** Given material **
++++++++++

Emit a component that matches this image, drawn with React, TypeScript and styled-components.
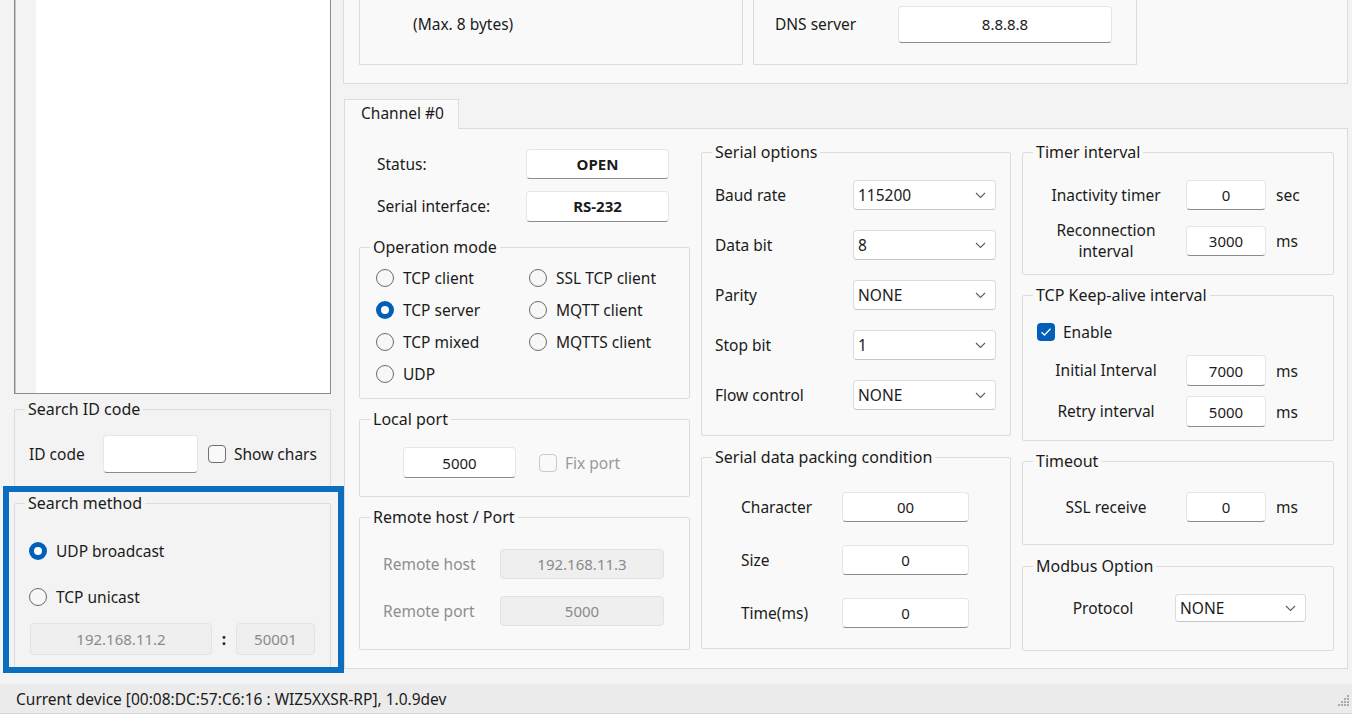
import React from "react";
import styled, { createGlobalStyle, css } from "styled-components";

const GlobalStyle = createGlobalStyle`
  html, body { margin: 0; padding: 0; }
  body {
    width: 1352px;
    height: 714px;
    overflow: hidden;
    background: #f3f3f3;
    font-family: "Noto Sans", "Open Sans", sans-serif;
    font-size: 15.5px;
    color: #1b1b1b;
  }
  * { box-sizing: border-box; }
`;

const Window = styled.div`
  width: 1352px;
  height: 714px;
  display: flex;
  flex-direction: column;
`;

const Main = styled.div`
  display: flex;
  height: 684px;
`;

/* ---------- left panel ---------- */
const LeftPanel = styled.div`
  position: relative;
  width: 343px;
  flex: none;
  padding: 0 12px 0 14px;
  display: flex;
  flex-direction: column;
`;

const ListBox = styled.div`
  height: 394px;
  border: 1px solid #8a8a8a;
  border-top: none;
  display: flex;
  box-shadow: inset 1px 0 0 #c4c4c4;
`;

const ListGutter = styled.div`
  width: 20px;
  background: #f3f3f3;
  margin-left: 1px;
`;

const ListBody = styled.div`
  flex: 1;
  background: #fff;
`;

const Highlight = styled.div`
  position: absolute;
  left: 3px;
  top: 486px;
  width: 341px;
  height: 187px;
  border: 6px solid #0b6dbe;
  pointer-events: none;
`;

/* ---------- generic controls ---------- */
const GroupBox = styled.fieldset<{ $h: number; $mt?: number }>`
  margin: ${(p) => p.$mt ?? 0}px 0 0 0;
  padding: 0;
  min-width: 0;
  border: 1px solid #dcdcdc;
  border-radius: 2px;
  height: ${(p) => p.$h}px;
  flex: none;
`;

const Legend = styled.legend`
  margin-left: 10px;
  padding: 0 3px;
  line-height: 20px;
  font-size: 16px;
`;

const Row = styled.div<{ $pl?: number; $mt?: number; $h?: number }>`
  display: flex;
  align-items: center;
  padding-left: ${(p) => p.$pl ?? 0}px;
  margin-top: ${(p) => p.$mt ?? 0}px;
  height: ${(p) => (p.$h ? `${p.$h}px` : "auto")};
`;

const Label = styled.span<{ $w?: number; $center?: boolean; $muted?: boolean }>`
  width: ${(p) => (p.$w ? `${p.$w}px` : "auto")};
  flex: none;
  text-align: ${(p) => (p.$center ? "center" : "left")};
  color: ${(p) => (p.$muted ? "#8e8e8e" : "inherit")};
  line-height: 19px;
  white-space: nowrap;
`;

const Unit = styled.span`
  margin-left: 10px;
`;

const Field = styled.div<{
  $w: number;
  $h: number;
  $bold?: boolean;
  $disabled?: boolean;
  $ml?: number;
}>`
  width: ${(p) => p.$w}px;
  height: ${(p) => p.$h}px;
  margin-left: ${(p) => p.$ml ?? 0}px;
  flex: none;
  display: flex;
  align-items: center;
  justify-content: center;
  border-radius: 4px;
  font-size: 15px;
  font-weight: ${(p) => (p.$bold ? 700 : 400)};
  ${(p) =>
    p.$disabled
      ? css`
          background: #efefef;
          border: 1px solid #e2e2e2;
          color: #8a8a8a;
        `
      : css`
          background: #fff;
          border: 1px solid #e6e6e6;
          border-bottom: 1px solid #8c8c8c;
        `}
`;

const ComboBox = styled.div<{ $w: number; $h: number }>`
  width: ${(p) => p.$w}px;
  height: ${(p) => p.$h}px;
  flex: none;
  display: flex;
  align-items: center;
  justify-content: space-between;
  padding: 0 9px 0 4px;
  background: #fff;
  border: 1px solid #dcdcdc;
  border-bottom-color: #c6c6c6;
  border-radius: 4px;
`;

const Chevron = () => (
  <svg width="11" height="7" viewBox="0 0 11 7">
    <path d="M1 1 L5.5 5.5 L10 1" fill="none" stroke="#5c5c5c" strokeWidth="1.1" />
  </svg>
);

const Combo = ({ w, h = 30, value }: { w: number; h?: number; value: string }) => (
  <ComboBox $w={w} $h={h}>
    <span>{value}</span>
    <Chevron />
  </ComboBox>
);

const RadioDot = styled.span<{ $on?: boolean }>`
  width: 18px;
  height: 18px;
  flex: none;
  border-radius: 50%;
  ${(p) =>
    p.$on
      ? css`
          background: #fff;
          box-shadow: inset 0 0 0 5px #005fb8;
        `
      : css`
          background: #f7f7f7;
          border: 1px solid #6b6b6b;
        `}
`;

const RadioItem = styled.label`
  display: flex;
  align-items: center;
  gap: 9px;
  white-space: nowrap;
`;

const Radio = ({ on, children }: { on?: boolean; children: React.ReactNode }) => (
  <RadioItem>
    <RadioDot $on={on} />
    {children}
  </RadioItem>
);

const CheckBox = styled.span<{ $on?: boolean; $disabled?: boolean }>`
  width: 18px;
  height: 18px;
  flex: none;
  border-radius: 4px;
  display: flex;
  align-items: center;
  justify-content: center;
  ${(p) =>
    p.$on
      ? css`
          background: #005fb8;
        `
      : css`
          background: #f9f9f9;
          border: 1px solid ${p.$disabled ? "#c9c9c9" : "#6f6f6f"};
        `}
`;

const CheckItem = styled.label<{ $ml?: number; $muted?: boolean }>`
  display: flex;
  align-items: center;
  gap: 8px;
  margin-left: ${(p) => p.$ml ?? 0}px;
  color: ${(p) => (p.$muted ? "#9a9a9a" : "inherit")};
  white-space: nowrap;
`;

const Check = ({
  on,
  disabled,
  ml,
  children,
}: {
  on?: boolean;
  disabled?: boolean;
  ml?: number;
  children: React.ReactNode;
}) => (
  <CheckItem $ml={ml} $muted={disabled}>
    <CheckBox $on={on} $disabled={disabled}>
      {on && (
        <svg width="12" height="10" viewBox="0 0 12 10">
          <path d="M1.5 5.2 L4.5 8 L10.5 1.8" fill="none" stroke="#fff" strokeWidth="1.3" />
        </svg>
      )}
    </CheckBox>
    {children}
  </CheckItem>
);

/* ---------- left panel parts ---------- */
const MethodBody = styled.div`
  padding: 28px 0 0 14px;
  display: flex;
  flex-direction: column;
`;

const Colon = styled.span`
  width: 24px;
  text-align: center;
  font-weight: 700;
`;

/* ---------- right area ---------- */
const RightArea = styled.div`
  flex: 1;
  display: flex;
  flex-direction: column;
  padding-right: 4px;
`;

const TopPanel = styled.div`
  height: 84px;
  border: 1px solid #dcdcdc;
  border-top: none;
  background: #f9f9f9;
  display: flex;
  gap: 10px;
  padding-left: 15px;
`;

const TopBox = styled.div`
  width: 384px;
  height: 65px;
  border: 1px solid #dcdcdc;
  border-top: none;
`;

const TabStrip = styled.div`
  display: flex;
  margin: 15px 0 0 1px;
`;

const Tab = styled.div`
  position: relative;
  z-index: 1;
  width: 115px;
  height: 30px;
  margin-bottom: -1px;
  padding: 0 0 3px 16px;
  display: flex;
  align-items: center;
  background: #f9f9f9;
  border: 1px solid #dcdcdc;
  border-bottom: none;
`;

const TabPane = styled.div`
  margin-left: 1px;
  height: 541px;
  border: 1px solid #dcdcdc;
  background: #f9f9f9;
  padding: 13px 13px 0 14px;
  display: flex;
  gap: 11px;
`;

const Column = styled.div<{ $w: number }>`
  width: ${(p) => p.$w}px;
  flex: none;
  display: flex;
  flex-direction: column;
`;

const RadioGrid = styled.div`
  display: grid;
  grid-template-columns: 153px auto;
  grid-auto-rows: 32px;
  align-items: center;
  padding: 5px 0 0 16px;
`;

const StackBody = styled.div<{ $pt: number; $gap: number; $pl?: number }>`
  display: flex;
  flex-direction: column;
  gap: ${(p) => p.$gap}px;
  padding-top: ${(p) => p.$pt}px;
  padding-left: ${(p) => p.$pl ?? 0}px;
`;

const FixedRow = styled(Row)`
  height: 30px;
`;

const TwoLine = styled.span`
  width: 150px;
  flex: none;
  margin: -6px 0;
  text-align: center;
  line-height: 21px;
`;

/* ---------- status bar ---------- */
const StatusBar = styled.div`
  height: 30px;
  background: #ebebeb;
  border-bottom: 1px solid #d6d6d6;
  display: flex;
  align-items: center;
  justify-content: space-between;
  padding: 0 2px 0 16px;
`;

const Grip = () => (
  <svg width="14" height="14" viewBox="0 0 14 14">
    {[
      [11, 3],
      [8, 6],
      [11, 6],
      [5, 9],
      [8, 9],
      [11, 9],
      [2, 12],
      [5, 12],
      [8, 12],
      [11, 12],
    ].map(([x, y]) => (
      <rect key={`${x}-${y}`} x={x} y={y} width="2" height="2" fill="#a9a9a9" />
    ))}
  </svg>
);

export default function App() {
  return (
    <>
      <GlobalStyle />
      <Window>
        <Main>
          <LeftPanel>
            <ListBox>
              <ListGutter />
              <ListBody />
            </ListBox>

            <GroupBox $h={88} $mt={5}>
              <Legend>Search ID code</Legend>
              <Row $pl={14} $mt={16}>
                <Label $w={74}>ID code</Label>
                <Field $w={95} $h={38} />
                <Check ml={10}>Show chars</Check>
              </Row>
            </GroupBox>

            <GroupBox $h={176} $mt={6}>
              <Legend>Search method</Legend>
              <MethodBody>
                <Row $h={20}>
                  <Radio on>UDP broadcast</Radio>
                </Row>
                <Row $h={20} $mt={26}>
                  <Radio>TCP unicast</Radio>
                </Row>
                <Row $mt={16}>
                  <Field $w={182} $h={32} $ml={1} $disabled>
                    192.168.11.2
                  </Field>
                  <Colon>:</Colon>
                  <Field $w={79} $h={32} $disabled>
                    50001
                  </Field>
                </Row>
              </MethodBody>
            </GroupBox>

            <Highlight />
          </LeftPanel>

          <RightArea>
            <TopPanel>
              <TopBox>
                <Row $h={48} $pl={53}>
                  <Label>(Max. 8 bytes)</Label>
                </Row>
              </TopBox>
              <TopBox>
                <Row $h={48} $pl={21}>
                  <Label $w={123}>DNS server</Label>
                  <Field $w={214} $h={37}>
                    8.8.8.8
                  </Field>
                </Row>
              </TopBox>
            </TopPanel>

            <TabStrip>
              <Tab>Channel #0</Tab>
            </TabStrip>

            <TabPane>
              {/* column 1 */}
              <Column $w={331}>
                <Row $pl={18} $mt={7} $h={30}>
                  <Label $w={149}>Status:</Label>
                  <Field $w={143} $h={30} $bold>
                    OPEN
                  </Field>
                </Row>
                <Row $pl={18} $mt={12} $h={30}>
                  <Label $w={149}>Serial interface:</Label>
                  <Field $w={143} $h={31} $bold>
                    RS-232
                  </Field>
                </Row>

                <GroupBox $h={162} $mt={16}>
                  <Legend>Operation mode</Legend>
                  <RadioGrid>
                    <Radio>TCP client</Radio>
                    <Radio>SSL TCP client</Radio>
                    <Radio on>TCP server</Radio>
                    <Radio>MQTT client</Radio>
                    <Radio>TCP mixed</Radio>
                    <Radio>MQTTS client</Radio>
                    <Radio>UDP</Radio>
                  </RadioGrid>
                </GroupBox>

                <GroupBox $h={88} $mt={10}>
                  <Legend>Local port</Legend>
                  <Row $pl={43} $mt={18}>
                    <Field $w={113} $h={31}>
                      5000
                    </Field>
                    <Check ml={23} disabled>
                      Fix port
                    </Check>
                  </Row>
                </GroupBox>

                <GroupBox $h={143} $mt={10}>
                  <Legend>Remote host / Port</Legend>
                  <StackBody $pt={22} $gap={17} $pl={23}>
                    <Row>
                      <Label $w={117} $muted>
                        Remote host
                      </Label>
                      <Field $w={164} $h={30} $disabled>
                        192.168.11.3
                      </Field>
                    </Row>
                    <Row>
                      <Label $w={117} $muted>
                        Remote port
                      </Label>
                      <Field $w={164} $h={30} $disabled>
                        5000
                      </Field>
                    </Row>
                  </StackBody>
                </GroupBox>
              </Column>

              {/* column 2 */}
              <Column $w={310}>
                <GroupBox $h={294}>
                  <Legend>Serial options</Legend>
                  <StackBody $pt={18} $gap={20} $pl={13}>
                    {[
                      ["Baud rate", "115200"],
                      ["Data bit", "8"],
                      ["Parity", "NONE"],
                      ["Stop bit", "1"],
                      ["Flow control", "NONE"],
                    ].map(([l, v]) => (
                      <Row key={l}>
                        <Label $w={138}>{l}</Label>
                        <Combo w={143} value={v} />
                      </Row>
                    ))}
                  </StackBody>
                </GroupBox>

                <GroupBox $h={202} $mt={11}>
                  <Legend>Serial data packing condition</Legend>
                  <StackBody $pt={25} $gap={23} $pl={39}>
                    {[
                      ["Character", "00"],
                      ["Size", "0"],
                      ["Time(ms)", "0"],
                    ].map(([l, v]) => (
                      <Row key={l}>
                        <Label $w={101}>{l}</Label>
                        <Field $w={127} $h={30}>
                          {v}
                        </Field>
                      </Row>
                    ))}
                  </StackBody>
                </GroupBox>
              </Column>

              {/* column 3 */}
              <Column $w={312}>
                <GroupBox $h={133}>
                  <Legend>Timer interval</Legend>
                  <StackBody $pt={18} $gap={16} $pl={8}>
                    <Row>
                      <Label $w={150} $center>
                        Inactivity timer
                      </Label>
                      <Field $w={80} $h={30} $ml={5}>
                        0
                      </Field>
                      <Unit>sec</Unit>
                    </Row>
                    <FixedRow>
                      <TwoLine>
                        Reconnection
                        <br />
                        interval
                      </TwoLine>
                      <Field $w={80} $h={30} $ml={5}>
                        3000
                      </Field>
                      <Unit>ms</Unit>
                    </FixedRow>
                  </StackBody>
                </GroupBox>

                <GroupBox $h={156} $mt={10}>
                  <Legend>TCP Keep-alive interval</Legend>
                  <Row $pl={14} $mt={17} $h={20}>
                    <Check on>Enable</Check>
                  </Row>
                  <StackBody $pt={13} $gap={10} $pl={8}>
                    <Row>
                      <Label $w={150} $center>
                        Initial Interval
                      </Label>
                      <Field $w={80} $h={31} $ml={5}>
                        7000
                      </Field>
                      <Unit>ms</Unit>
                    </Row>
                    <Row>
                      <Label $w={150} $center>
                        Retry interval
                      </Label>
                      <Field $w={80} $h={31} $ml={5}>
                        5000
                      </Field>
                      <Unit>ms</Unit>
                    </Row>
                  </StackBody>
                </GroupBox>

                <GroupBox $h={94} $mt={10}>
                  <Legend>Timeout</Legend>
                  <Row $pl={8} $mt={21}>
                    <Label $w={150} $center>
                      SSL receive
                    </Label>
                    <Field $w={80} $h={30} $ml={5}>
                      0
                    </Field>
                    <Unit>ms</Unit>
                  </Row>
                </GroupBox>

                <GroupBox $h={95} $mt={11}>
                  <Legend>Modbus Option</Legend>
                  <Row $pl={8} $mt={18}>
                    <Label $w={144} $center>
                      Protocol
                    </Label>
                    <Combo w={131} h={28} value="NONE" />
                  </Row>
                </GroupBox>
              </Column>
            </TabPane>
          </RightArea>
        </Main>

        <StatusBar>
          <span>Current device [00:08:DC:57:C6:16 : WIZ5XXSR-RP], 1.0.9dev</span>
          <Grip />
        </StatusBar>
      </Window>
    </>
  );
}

++++++++++

** Task description **
Within the listing above, copy each line that has the string "components".

** Answer to this problem **
Emit a component that matches this image, drawn with React, TypeScript and styled-components.
import styled, { createGlobalStyle, css } from "styled-components";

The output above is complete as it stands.